Being born in the early ’70’s, my first exposure to music was vinyl being played on my parents radiogram. I then remember getting my own personal music player, a reasonably large cassette player when I was around 7 or 8, followed by a Walkman at the age of 11. In 1990 I got my first CD player, eventually moving to a mini-disc player in the mid-90s.
Since discovering MP3s and my first iPod in 2003, things have never been the same. Or have they? Despite the changing media format of the music, I am still able to enjoy Fat Bottomed Girls by Queen on my iPhone just as much as I did on my parents radioogram in the late 70s.

The same is true of movie formats. Over the years I have been able to watch movies on VHS, DVD, Blu-ray or iTunes digital download, but again, I am still able watch a movie via iTunes which I originally saw on VHS in the early 80s.

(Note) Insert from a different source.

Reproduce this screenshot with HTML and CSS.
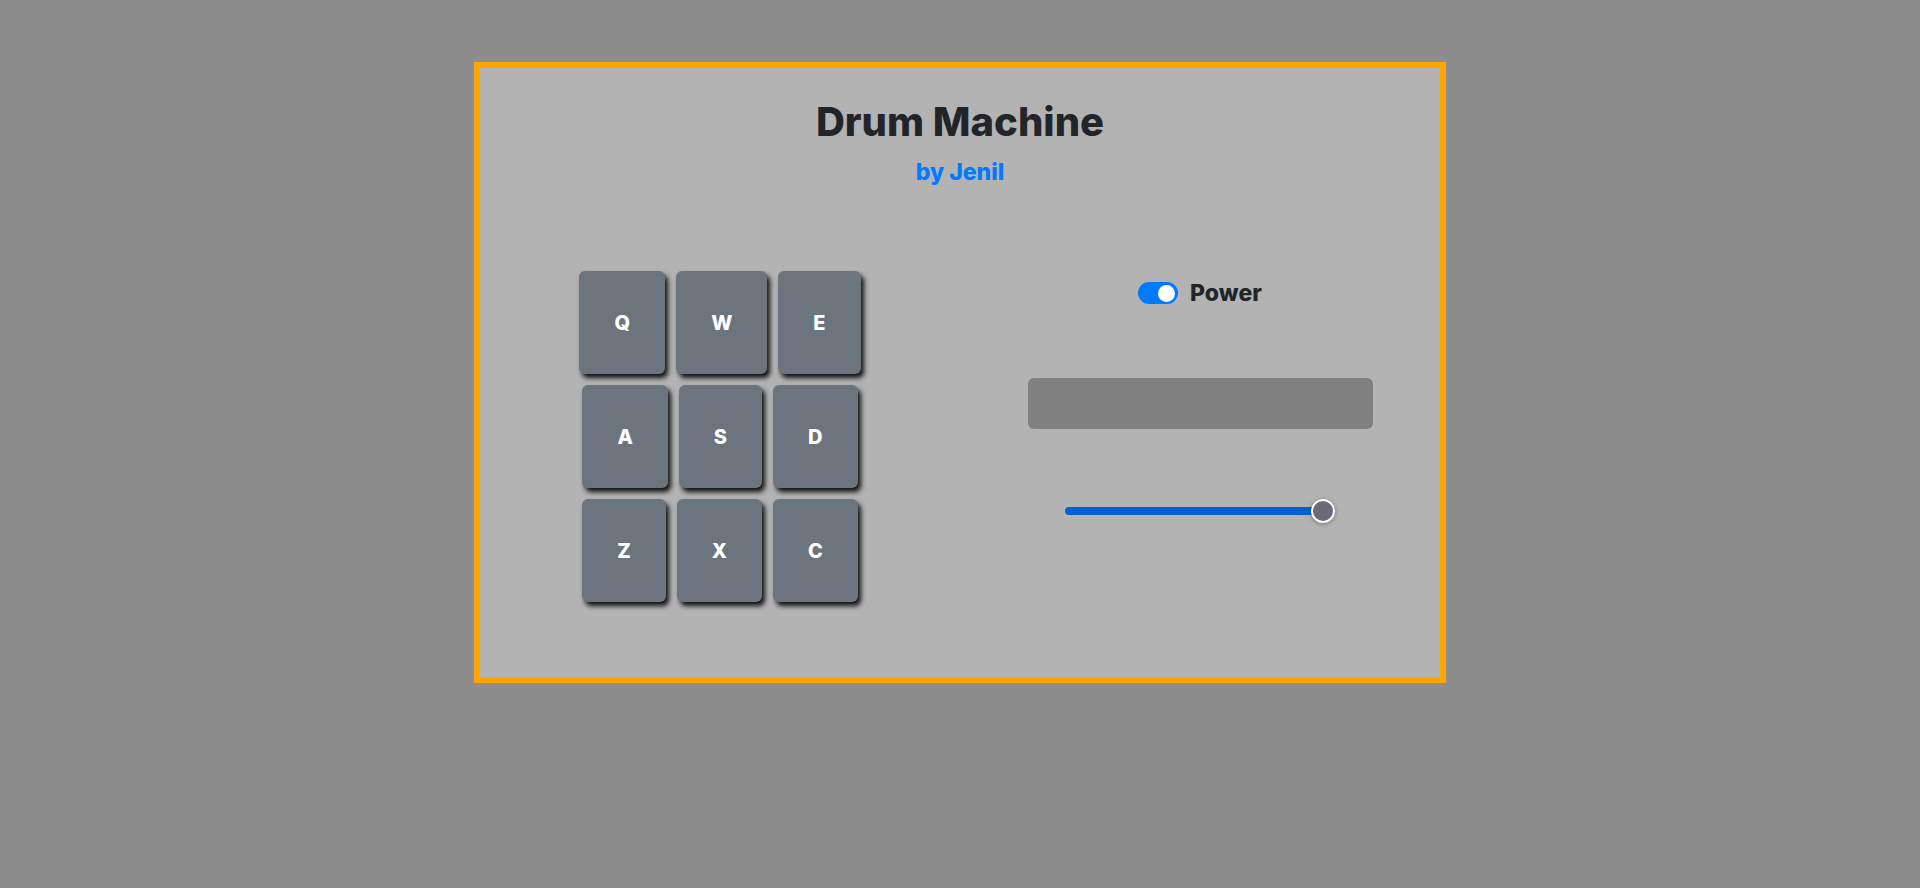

However, this is not true for video games. This week I had a yearning to play Cannon Fodder that I originally played on an Amiga 500 in the late ’80s, but I couldn’t think of how to do so. My first thought was to install some sort of software emulator, but getting these working can be difficult, and I’m not exactly clear on the legal issues of doing so. Perhaps I could buy an Amiga computer and find a copy of Cannon Fodder on eBay? Forget it.
It seems that there is a vast history of video games that the current generation of gamers are simply denied access to. Yes, some older games are remade, but very few are available today, legally, in their original form.

What if today’s musicians were denied access to the likes of Bob Dylan, The Beatles, Elvis or Rolling Stones and instead all they had access to was Westlife and the Cheeky Girls? Why are video gamers forced to live only in the present, could we not also enjoy our past?